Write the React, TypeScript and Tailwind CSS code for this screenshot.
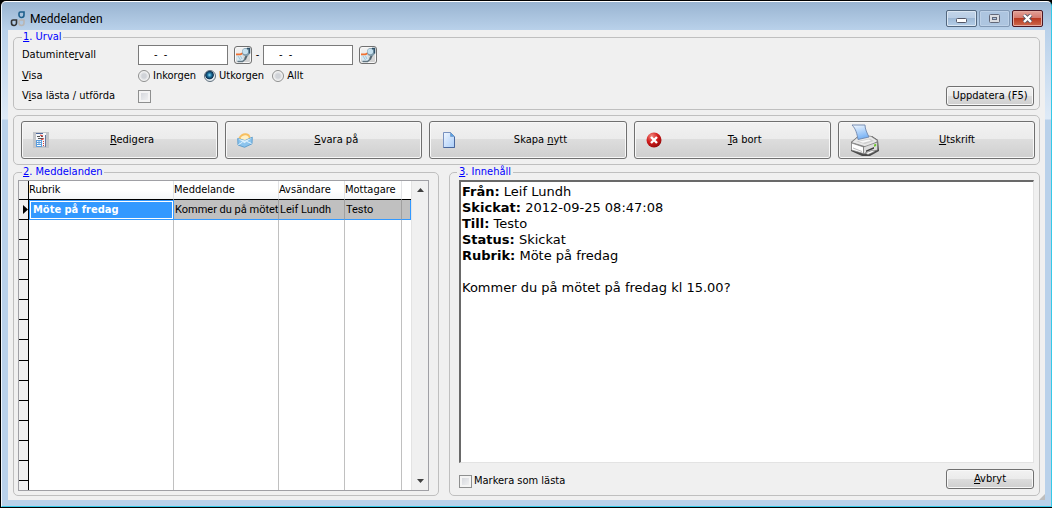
import type { ReactNode } from "react";

type Message = {
	subject: string;
	body: string;
	preview: string;
	sender: string;
	receiver: string;
};

const MESSAGES: Message[] = [
	{
		subject: "Möte på fredag",
		body: "Kommer du på mötet på fredag kl 15.00?",
		preview: "Kommer du på mötet",
		sender: "Leif Lundh",
		receiver: "Testo"
	}
];

const DETAILS = [
	{ label: "Från:", value: "Leif Lundh" },
	{ label: "Skickat:", value: "2012-09-25 08:47:08" },
	{ label: "Till:", value: "Testo" },
	{ label: "Status:", value: "Skickat" },
	{ label: "Rubrik:", value: "Möte på fredag" }
];

const EMPTY_ROWS = 13;

const BUTTON =
	"rounded-[3px] border border-[#707070] bg-[linear-gradient(#f2f2f2,#ebebeb_48%,#dddddd_48%,#cfcfcf)] shadow-[inset_0_0_0_1px_#f8f8f8]";

const CHECKBOX =
	"h-[13px] w-[13px] shrink-0 appearance-none border border-[#8e8f8f] bg-[linear-gradient(135deg,#cfd2d8,#f6f6f6)] shadow-[inset_0_0_0_2px_#f4f4f4]";

function AppLogo() {
	return (
		<svg className="h-4 w-4" viewBox="0 0 16 16" fill="none" strokeWidth="1.600">
			<path d="M10.500 1H14v3a2.500 2.500 0 0 1-2.500 2.500A2.500 2.500 0 0 1 9 4V2.500A1.500 1.500 0 0 1 10.500 1z" stroke="#1d5f8c" />
			<path d="M3 9h3.500v3A2.500 2.500 0 0 1 4 14.500 2.500 2.500 0 0 1 1.500 12v-1.500A1.500 1.500 0 0 1 3 9z" stroke="#333" />
			<path d="M10.500 9H14v3a2.500 2.500 0 0 1-2.500 2.500A2.500 2.500 0 0 1 9 12v-1.500A1.500 1.500 0 0 1 10.500 9z" stroke="#b9b6b4" />
		</svg>
	);
}

function PickerIcon() {
	return (
		<svg className="h-4 w-4" viewBox="0 0 16 16">
			<path d="M1 8.500l6-.8 2 5.300-1.500 2L2 14.500z" fill="#d8e9f2" />
			<path d="M2.500 14.500h5l3.500-3" fill="none" stroke="#5f7480" strokeWidth="1.500" />
			<path d="M3 9l2.500 4M5.500 9l1.500 3" stroke="#a0c4d8" />
			<path d="M1 7.300h4.500l3-1.500" fill="none" stroke="#f07030" strokeWidth="1.700" />
			<path d="M12 8l-2 4" stroke="#536570" strokeWidth="2" />
			<circle cx="11" cy="5" r="4" fill="#7f9bab" />
			<circle cx="10.300" cy="4.500" r="2.800" fill="#c5e0ef" />
			<path d="M12 1.500h2.500v5" fill="none" stroke="#2e5068" strokeWidth="1.500" />
		</svg>
	);
}

function EditIcon() {
	return (
		<svg className="h-4 w-4" viewBox="0 0 16 16">
			<path d="M0 0h16v16H0z" fill="#c3c5c9" />
			<path d="M3 1h10v13H3z" fill="#f5f7fb" />
			<path d="M3 1.500h7" stroke="#506a9c" />
			<path d="M12.500 3v12" stroke="#6678a0" />
			<path d="M4 4.500h3M8 4.500h2M5 6.500h5" stroke="#555" />
			<path d="M7 3l3 1M8 8l3-1.500" stroke="#d8403a" strokeWidth="1.200" />
			<path d="M3 8h6v7H3z" fill="#5b9ddd" />
			<path d="M4 9.500h1.500M6.500 9.500H8M4 11.500h1.500M6.500 11.500H8M4 13.500h4" stroke="#fff" />
			<path d="M10.500 9v5" stroke="#d8403a" strokeDasharray="1 1" />
		</svg>
	);
}

function ReplyIcon() {
	return (
		<svg className="h-4 w-4" viewBox="0 0 16 16">
			<path d="M1.500 6C3 2.500 6 .8 9 1.200s4.500 2 4.500 5.300l-6 3z" fill="#f7bf5f" />
			<path d="M3.500 6C5 3.700 7 3 9 3.300s3 1.700 3 4l-5 2z" fill="#fff0c6" />
			<path d="M.7 6.500L8 8.500l7.300-3.300-.3 6.600-7.500 3.500L1 13z" fill="#8cc4ed" stroke="#4b93c9" strokeWidth=".8" />
			<path d="M1 6.800l6.500 4.400L15 5.700l-7 2.800z" fill="#d9effd" />
			<path d="M1.300 12.700l4.200-2.600M14.500 11.500l-4.500-2" fill="none" stroke="#e2f4ff" />
		</svg>
	);
}

function PageIcon() {
	return (
		<svg className="h-4 w-4" viewBox="0 0 16 16">
			<defs>
				<linearGradient id="page" x2="1" y2="1">
					<stop stopColor="#f1f7ff" />
					<stop offset="1" stopColor="#a8ccf8" />
				</linearGradient>
			</defs>
			<path d="M2.500.500h7l4 4v11h-11z" fill="url(#page)" stroke="#7891bf" />
			<path d="M13.500 5v10.500h-11" fill="none" stroke="#49679d" />
			<path d="M9.500.500v4h4z" fill="#58a3e4" stroke="#6c8dbd" strokeWidth=".6" />
		</svg>
	);
}

function DeleteIcon() {
	return (
		<svg className="h-4 w-4" viewBox="0 0 16 16">
			<defs>
				<radialGradient id="red" cx=".35" cy=".25" r=".8">
					<stop stopColor="#f28a80" />
					<stop offset=".5" stopColor="#d31e1e" />
					<stop offset="1" stopColor="#940909" />
				</radialGradient>
			</defs>
			<circle cx="8" cy="8" r="7.500" fill="url(#red)" />
			<path d="M5 5l6 6M11 5l-6 6" stroke="#fff" strokeWidth="2.400" />
		</svg>
	);
}

function PrinterIcon() {
	return (
		<svg className="h-8 w-[30px]" viewBox="0 0 30 32">
			<defs>
				<linearGradient id="sheet" x2=".3" y2="1">
					<stop stopColor="#f4f9ff" />
					<stop offset="1" stopColor="#79b3f5" />
				</linearGradient>
			</defs>
			<path d="M1 18l6-5 15-1 6 4 1 11-9 5h-8L1 27z" fill="#4b4b4b" />
			<path d="M1.500 18.500L7 13.500l12-1.500 2 .3 7 4.700-10 6.500z" fill="#e8e8e8" stroke="#8a8a8a" strokeWidth=".7" />
			<path d="M2 1h13c0 4 2 8 4 12L8 15.500C7 10 6 5 2 1z" fill="url(#sheet)" stroke="#6e86ad" strokeWidth=".9" />
			<path d="M6 17.500l14-3 4 2.500-9 3z" fill="#cfcfcf" />
			<path d="M9 17.500l10-2 2 1.300-8 2z" fill="#f9f9f9" />
			<path d="M1.500 19l12 4v6.500L1.500 26z" fill="#fff" stroke="#8b8b8b" strokeWidth=".7" />
			<path d="M3 24l9 3.500" stroke="#aaa" strokeWidth=".8" />
			<path d="M13.500 23L27.500 18v8l-14 4z" fill="#dcdcdc" stroke="#777" strokeWidth=".7" />
			<path d="M16 26.500l8-3.500v1.700l-8 3.300z" fill="#3e3e3e" />
			<path d="M15 29l7-2.500 3 1-7 3z" fill="#fff" stroke="#777" strokeWidth=".7" />
			<path d="M24 20.500l2.200-.8v2.300l-2.200.8z" fill="#6fc82f" />
		</svg>
	);
}

const TOOLS: { id: string; icon: ReactNode; label: ReactNode; iconBox: string }[] = [
	{ id: "edit", icon: <EditIcon />, label: <><u>R</u>edigera</>, iconBox: "w-9" },
	{ id: "reply", icon: <ReplyIcon />, label: <><u>S</u>vara på</>, iconBox: "w-9" },
	{ id: "new", icon: <PageIcon />, label: <>Skapa <u>n</u>ytt</>, iconBox: "w-9" },
	{ id: "delete", icon: <DeleteIcon />, label: <><u>T</u>a bort</>, iconBox: "w-9" },
	{ id: "print", icon: <PrinterIcon />, label: <><u>U</u>tskrift</>, iconBox: "w-13" }
];

function TitleBar() {
	return (
		<header className="flex h-7 items-center pt-[5px] pr-[2px] pl-[2px]">
			<AppLogo />
			<h1 className="flex-1 pl-1 font-[Roboto,sans-serif] text-[12px] leading-4">Meddelanden</h1>
			<div className="flex gap-[2px]">
				<button
					type="button"
					aria-label="Minimera"
					className="flex h-[17px] w-[31px] items-center justify-center rounded-[2px] border border-[#52677f] bg-[linear-gradient(#c3d5e9,#b8cde5_48%,#9db8d5_48%,#b5cee8)] shadow-[inset_0_0_0_1px_#dbe7f3]"
				>
					<svg className="mt-1 h-[5px] w-[11px]" viewBox="0 0 11 5">
						<rect x=".5" y=".5" width="10" height="4" rx="1" fill="#fff" stroke="#535666" />
					</svg>
				</button>
				<button
					type="button"
					aria-label="Maximera"
					disabled
					className="flex h-[17px] w-[31px] items-center justify-center rounded-[2px] border border-[#8299b5] bg-[#adc5e0] shadow-[inset_0_0_0_1px_#bdd1e8]"
				>
					<svg className="h-[9px] w-[11px]" viewBox="0 0 11 9">
						<rect x=".5" y=".5" width="10" height="8" rx="1" fill="#dbdde2" stroke="#626879" />
						<rect x="3.500" y="3.500" width="4" height="2" fill="#adc5e0" stroke="#626879" />
					</svg>
				</button>
				<button
					type="button"
					aria-label="Stäng"
					className="flex h-[17px] w-[31px] items-center justify-center rounded-[2px] border border-[#4c1622] bg-[linear-gradient(#e2a198,#d4776b_48%,#b8371f_48%,#cd6a4d)] shadow-[inset_0_0_0_1px_#e5aaa0]"
				>
					<svg className="h-[9px] w-[11px]" viewBox="0 0 11 9">
						<path d="M2 1l7 7M9 1L2 8" stroke="#535666" strokeWidth="4" />
						<path d="M2 1l7 7M9 1L2 8" stroke="#fff" strokeWidth="2.400" />
					</svg>
				</button>
			</div>
		</header>
	);
}

function DateField({ label, id }: { label: string; id: string }) {
	return (
		<>
			<input
				id={id}
				aria-label={label}
				defaultValue="-  -"
				className="h-5 w-[90px] border border-[#7a7a7a] bg-white pl-[15px] whitespace-pre"
			/>
			<button
				type="button"
				aria-label={`Välj ${label.toLowerCase()}`}
				className={`ml-[6px] flex h-[18px] w-[18px] items-center justify-center ${BUTTON}`}
			>
				<PickerIcon />
			</button>
		</>
	);
}

function Radio({ label, checked }: { label: string; checked?: boolean }) {
	return (
		<label className="flex items-center gap-[3px]">
			<input
				type="radio"
				name="folder"
				defaultChecked={checked}
				className="h-3 w-3 appearance-none rounded-full border border-[#8e8f8f] bg-[radial-gradient(circle,#d0d3d8_30%,#f4f4f4_65%)] checked:border-[#5f6f7d] checked:bg-[radial-gradient(circle_at_45%_40%,#8fe0f8_0%,#1c6f9c_25%,#0b2f4f_48%,#e8eef2_58%)]"
			/>
			{label}
		</label>
	);
}

function Filters() {
	return (
		<fieldset className="flex min-w-0 items-end justify-between rounded-[5px] border border-[#bfbfbf] pt-[2px] pr-[5px] pb-[3px] pl-2">
			<legend className="px-px leading-3 text-[#0000ff]">
				<u>1</u>. Urval
			</legend>
			<div className="grid grid-cols-[116px_auto] leading-5">
				<label htmlFor="from">
					Datuminte<u>r</u>vall
				</label>
				<div className="flex items-center">
					<DateField id="from" label="Från datum" />
					<span className="w-[11px] text-center">-</span>
					<DateField id="to" label="Till datum" />
				</div>
				<span className="pt-px">
					<u>V</u>isa
				</span>
				<div className="flex items-center gap-2 pt-px">
					<Radio label="Inkorgen" />
					<Radio label="Utkorgen" checked />
					<Radio label="Allt" />
				</div>
				<label htmlFor="read">
					V<u>i</u>sa lästa / utförda
				</label>
				<div className="flex items-center">
					<input id="read" type="checkbox" className={CHECKBOX} />
				</div>
			</div>
			<button type="button" className={`h-5 w-[88px] ${BUTTON}`}>
				Uppdatera (F5)
			</button>
		</fieldset>
	);
}

function Toolbar() {
	return (
		<div className="mt-[5px] grid grid-cols-5 gap-[7px] rounded-[5px] border border-[#bfbfbf] py-[5px] pr-1 pl-[7px]">
			{TOOLS.map((tool) => (
				<button key={tool.id} type="button" className={`flex h-[38px] items-center pr-1 pl-[11px] ${BUTTON}`}>
					<span className={`shrink-0 ${tool.iconBox}`}>{tool.icon}</span>
					<span className="flex-1 pr-[18px] text-center">{tool.label}</span>
				</button>
			))}
		</div>
	);
}

function MessageList() {
	return (
		<fieldset className="flex w-[426px] shrink-0 rounded-[5px] border border-[#bfbfbf] px-1 pb-1">
			<legend className="ml-1 px-px leading-3 text-[#0000ff]">
				<u>2</u>. Meddelanden
			</legend>
			<div className="mt-[2px] flex w-[411px] border border-[#a0a0a5] bg-white">
				<table className="w-[392px] table-fixed border-separate border-spacing-0 text-left">
					<colgroup>
						<col className="w-[10px]" />
						<col className="w-[145px]" />
						<col className="w-[105px]" />
						<col className="w-[66px]" />
						<col className="w-[57px]" />
						<col className="w-[9px]" />
					</colgroup>
					<thead>
						<tr className="h-[19px] bg-[linear-gradient(#ffffff_50%,#f3f5f7)] *:border-b *:border-b-black *:p-0 *:font-normal">
							<th className="border-r border-r-black bg-[#f0f0f0]" />
							<th className="border-r border-r-[#e2e3e5]">Rubrik</th>
							<th className="border-r border-r-[#e2e3e5]">Meddelande</th>
							<th className="border-r border-r-[#e2e3e5]">Avsändare</th>
							<th className="border-r border-r-[#e2e3e5]">Mottagare</th>
							<th className="bg-white" />
						</tr>
					</thead>
					<tbody>
						{MESSAGES.map((message) => (
							<tr
								key={message.subject}
								className="h-5 bg-[#c0c0c0] *:border-b *:border-b-[#3399ff] *:py-0 *:whitespace-nowrap"
							>
								<td className="border-r border-r-black !border-b-black bg-[#f0f0f0] px-0">
									<svg className="ml-1 h-[9px] w-[5px]" viewBox="0 0 5 9">
										<path d="M0 0l5 4.500L0 9z" />
									</svg>
								</td>
								<td className="border-t border-r border-l border-[#3399ff] bg-white px-0">
									<div className="m-px bg-[#3399ff] pl-[2px] font-bold text-white leading-4">{message.subject}</div>
								</td>
								<td
									className="border-r border-r-[#a0a0a0] pr-0 pl-px font-[Roboto,sans-serif]"
									title={message.body}
								>
									{message.preview}
								</td>
								<td className="border-r border-r-[#a0a0a0] pr-0 pl-px font-[Roboto,sans-serif]">
									{message.sender}
								</td>
								<td className="border-r border-r-[#a0a0a0] pr-0 pl-px font-[Roboto,sans-serif]">
									{message.receiver}
								</td>
								<td className="border-r border-r-[#3399ff] px-0" />
							</tr>
						))}
						{Array.from({ length: EMPTY_ROWS }, (_, i) => (
							<tr key={i} className="h-5 *:border-r *:border-r-[#c0c0c0] *:p-0">
								<td className="border-b border-b-black !border-r-black bg-[#f0f0f0]" />
								<td />
								<td />
								<td />
								<td />
								<td className="!border-r-0" />
							</tr>
						))}
						<tr className="*:border-r *:border-r-[#c0c0c0] *:p-0">
							<td className="h-[9px] !border-r-black bg-[#f0f0f0]" />
							<td />
							<td />
							<td />
							<td />
							<td className="!border-r-0" />
						</tr>
					</tbody>
				</table>
				<div className="flex flex-1 flex-col items-center justify-between border-l border-[#e3e3e3] bg-[#f0f0f0] py-[7px]">
					<svg className="h-1 w-[7px]" viewBox="0 0 7 4">
						<path d="M3.500 0L7 4H0z" fill="#404040" />
					</svg>
					<svg className="h-1 w-[7px]" viewBox="0 0 7 4">
						<path d="M0 0h7L3.500 4z" fill="#404040" />
					</svg>
				</div>
			</div>
		</fieldset>
	);
}

function MessageContent() {
	return (
		<fieldset className="flex min-w-0 flex-1 flex-col rounded-[5px] border border-[#bfbfbf] pr-[5px] pb-[6px] pl-[9px]">
			<legend className="-ml-[2px] px-[2px] leading-3 text-[#0000ff]">
				<u>3</u>. Innehåll
			</legend>
			<article className="mt-[2px] flex-1 border-t-2 border-r border-b border-l-2 border-t-[#696969] border-r-[#e3e3e3] border-b-[#e3e3e3] border-l-[#696969] bg-white pt-[2px] pl-px font-['DejaVu_Sans',sans-serif] text-[13px] leading-4">
				{DETAILS.map((detail) => (
					<p key={detail.label}>
						<b>{detail.label}</b> {detail.value}
					</p>
				))}
				<p className="mt-4">{MESSAGES[0].body}</p>
			</article>
			<div className="mt-[6px] flex items-center justify-between">
				<label className="flex items-center gap-[2px] pt-1">
					<input type="checkbox" className={CHECKBOX} />
					Markera som lästa
				</label>
				<button type="button" className={`h-5 w-[88px] ${BUTTON}`}>
					<u>A</u>vbryt
				</button>
			</div>
		</fieldset>
	);
}

export default function App() {
	return (
		<div className="min-h-screen bg-black pt-px pb-px pl-px">
			<div className="flex min-h-[calc(100vh-2px)] flex-col rounded-t-[5px] border-t border-r border-b border-l border-t-white border-r-[#35c9e8] border-b-[#35c9e8] border-l-[#f0f6fc] bg-[linear-gradient(#99b4d1,#b9d1ea_28px,#deeaf7_117px,#b9d1ea_118px)] px-[6px] pb-[6px] font-['DejaVu_Sans_Condensed','DejaVu_Sans',sans-serif] text-[11px] text-black leading-[14px]">
				<TitleBar />
				<main className="relative flex flex-1 flex-col bg-[#f0f0f0] px-[5px] pt-px pb-1">
					<Filters />
					<Toolbar />
					<div className="mt-px flex flex-1 gap-[10px]">
						<MessageList />
						<MessageContent />
					</div>
					<svg className="absolute right-0 bottom-0 h-[6px] w-[6px]" viewBox="0 0 6 6">
						<path d="M6 0v6H0z" fill="#bdbdbd" />
					</svg>
				</main>
			</div>
		</div>
	);
}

- - - - -

(Aim of the exercise) From the first line above down to the line with "w-[13px] shrink-0 appearance-none", reproduce every line and no others, omitting pictures.

(Solution)
Write the React, TypeScript and Tailwind CSS code for this screenshot.
import type { ReactNode } from "react";

type Message = {
	subject: string;
	body: string;
	preview: string;
	sender: string;
	receiver: string;
};

const MESSAGES: Message[] = [
	{
		subject: "Möte på fredag",
		body: "Kommer du på mötet på fredag kl 15.00?",
		preview: "Kommer du på mötet",
		sender: "Leif Lundh",
		receiver: "Testo"
	}
];

const DETAILS = [
	{ label: "Från:", value: "Leif Lundh" },
	{ label: "Skickat:", value: "2012-09-25 08:47:08" },
	{ label: "Till:", value: "Testo" },
	{ label: "Status:", value: "Skickat" },
	{ label: "Rubrik:", value: "Möte på fredag" }
];

const EMPTY_ROWS = 13;

const BUTTON =
	"rounded-[3px] border border-[#707070] bg-[linear-gradient(#f2f2f2,#ebebeb_48%,#dddddd_48%,#cfcfcf)] shadow-[inset_0_0_0_1px_#f8f8f8]";

const CHECKBOX =
	"h-[13px] w-[13px] shrink-0 appearance-none border border-[#8e8f8f] bg-[linear-gradient(135deg,#cfd2d8,#f6f6f6)] shadow-[inset_0_0_0_2px_#f4f4f4]";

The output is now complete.